• **Given exercise**:
In the entries below, find every line with "page" and copy it.

/---

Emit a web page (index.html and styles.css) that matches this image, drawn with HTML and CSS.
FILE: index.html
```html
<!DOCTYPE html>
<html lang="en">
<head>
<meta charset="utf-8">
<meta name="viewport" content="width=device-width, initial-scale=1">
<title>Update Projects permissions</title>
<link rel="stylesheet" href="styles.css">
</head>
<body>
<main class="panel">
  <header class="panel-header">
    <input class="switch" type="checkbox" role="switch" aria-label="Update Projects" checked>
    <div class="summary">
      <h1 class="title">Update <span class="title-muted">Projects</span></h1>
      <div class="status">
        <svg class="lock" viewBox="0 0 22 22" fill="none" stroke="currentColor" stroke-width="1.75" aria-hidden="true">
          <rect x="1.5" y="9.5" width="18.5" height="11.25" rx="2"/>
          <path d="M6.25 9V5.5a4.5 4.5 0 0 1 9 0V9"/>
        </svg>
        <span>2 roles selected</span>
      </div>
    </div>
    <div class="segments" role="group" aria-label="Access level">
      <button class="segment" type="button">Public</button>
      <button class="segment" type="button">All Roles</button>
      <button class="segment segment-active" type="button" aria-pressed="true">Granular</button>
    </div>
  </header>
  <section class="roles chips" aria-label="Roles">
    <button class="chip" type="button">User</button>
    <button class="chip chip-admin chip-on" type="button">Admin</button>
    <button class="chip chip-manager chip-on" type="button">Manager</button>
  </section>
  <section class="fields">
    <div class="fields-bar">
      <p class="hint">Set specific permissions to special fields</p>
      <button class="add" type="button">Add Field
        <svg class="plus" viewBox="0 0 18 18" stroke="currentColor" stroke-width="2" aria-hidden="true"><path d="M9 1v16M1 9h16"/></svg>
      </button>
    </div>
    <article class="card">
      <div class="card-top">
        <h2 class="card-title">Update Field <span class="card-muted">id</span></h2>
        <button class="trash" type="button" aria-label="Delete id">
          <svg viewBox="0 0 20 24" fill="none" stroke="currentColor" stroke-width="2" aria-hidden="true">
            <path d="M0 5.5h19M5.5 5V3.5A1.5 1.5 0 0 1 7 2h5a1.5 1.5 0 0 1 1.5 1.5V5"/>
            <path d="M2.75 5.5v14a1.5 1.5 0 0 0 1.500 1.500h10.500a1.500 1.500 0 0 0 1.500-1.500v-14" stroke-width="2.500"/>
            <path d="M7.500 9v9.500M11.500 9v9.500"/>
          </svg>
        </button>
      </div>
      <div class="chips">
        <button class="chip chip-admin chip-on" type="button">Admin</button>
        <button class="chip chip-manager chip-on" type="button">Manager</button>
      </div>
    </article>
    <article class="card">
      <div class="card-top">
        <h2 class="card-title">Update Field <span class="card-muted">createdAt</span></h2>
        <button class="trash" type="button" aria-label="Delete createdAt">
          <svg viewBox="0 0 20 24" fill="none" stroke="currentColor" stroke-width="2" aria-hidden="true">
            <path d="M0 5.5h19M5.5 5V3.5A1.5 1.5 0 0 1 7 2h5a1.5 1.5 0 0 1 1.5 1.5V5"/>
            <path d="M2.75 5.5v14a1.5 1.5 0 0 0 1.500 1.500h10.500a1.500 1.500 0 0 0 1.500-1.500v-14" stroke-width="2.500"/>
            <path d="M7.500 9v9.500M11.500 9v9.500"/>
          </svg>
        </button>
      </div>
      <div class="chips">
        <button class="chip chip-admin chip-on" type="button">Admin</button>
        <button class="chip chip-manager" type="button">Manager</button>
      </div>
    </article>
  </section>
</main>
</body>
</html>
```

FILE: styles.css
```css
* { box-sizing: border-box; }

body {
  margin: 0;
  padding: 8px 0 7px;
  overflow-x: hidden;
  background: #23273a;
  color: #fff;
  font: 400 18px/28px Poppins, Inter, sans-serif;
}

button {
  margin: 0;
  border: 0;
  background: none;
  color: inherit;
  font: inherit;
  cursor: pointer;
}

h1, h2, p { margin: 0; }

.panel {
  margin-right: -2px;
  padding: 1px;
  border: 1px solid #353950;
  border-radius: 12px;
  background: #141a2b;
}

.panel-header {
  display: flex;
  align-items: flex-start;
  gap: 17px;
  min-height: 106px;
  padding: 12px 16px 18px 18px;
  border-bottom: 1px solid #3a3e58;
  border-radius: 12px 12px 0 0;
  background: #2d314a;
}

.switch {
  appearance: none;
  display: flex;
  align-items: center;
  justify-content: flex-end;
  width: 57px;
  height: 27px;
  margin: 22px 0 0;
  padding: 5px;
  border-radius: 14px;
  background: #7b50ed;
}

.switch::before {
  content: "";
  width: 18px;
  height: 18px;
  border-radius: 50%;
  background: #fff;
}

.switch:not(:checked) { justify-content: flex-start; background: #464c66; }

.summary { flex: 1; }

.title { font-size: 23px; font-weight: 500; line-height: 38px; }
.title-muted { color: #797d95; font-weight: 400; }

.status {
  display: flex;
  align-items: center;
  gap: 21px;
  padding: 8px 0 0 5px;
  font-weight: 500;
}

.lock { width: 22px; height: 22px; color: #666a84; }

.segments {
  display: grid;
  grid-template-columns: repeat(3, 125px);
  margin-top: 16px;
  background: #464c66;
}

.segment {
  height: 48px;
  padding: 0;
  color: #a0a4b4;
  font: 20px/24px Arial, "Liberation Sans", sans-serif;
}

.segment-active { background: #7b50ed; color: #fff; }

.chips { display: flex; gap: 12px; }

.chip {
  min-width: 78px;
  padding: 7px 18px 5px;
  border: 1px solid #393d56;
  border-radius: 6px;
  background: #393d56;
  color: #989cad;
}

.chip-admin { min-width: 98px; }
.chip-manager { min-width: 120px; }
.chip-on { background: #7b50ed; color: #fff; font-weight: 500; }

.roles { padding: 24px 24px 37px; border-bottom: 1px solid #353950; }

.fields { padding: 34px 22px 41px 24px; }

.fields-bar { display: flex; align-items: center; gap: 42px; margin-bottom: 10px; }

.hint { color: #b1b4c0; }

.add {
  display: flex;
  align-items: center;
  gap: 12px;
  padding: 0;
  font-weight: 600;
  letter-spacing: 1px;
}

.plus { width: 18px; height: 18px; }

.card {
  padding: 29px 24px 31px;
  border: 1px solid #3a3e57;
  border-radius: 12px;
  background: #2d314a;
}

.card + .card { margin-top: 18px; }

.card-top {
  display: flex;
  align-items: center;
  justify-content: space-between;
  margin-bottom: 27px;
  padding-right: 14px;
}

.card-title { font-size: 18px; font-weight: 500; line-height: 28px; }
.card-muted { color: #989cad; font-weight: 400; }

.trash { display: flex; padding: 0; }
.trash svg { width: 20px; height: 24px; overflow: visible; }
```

\---
/---

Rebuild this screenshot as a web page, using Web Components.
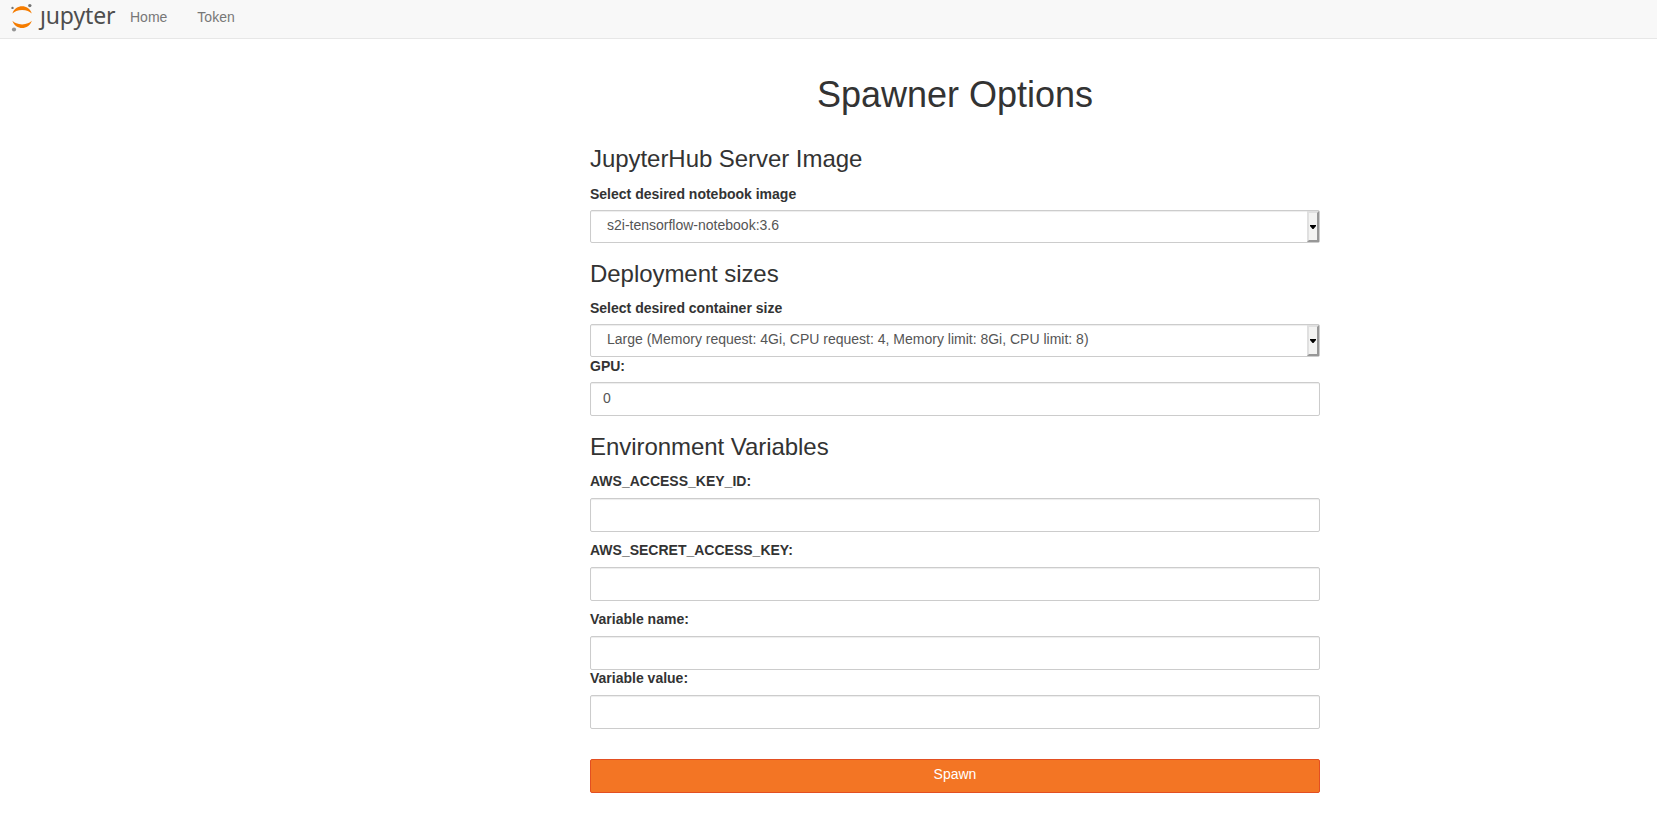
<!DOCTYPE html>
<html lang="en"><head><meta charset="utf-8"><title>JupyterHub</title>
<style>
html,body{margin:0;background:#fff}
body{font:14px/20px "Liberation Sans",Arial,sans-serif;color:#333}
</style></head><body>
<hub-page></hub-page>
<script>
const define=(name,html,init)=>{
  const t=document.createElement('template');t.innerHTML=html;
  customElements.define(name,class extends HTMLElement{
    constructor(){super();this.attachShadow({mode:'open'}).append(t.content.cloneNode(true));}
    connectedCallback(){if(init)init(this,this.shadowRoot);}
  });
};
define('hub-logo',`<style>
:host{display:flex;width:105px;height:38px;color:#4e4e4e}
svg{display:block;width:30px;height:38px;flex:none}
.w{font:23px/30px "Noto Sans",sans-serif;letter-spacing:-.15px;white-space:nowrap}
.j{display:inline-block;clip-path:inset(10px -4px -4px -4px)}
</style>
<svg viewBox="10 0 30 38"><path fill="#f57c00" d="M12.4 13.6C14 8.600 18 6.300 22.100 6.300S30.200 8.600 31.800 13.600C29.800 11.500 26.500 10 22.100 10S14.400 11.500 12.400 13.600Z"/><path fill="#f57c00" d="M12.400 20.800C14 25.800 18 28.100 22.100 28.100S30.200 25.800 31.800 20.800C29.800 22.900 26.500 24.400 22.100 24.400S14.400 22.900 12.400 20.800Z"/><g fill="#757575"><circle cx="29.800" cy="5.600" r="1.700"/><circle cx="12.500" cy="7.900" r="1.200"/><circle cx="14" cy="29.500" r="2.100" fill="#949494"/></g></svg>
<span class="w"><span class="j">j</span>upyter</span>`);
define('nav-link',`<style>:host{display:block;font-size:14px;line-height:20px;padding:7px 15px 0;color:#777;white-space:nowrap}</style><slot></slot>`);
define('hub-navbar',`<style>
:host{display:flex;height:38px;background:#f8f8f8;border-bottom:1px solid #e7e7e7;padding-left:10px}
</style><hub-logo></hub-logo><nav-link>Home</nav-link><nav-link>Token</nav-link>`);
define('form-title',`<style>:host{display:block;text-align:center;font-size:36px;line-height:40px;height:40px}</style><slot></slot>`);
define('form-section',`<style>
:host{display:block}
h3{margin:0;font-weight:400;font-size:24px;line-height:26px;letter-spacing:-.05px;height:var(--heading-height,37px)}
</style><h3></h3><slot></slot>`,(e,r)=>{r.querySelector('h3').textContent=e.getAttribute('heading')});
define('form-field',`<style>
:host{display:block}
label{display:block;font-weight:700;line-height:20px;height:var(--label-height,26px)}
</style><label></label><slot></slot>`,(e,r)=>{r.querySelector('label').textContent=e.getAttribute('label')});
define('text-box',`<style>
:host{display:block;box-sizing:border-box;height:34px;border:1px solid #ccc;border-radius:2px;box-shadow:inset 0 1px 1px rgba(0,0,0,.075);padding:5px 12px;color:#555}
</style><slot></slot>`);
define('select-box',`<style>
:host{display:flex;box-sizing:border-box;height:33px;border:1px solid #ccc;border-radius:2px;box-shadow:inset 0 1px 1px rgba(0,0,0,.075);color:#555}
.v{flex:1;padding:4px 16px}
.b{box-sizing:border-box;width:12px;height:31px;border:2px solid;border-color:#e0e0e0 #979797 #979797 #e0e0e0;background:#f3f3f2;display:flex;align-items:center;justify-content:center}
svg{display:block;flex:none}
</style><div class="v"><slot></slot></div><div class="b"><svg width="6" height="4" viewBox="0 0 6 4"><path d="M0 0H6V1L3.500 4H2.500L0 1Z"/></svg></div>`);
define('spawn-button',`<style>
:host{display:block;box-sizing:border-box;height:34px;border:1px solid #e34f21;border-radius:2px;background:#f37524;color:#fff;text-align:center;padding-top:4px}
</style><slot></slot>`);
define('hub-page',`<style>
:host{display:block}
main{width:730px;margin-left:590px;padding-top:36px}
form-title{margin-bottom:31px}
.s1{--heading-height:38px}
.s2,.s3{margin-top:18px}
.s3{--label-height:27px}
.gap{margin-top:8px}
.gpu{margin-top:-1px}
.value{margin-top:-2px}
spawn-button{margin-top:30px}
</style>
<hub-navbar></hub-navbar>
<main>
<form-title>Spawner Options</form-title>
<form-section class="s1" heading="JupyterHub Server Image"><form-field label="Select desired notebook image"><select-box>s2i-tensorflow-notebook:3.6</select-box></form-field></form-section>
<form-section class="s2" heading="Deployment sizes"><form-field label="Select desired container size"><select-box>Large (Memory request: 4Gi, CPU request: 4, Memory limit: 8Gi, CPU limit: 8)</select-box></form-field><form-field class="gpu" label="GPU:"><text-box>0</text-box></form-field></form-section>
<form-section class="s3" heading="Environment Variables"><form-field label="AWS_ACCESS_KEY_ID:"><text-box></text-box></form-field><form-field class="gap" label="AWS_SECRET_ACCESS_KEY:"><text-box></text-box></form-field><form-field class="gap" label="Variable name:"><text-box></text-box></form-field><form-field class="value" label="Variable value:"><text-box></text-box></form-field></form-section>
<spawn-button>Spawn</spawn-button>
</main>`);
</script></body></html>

\---

• **Full output**:
Emit a web page (index.html and styles.css) that matches this image, drawn with HTML and CSS.
Rebuild this screenshot as a web page, using Web Components.
<hub-page></hub-page>
define('hub-page',`<style>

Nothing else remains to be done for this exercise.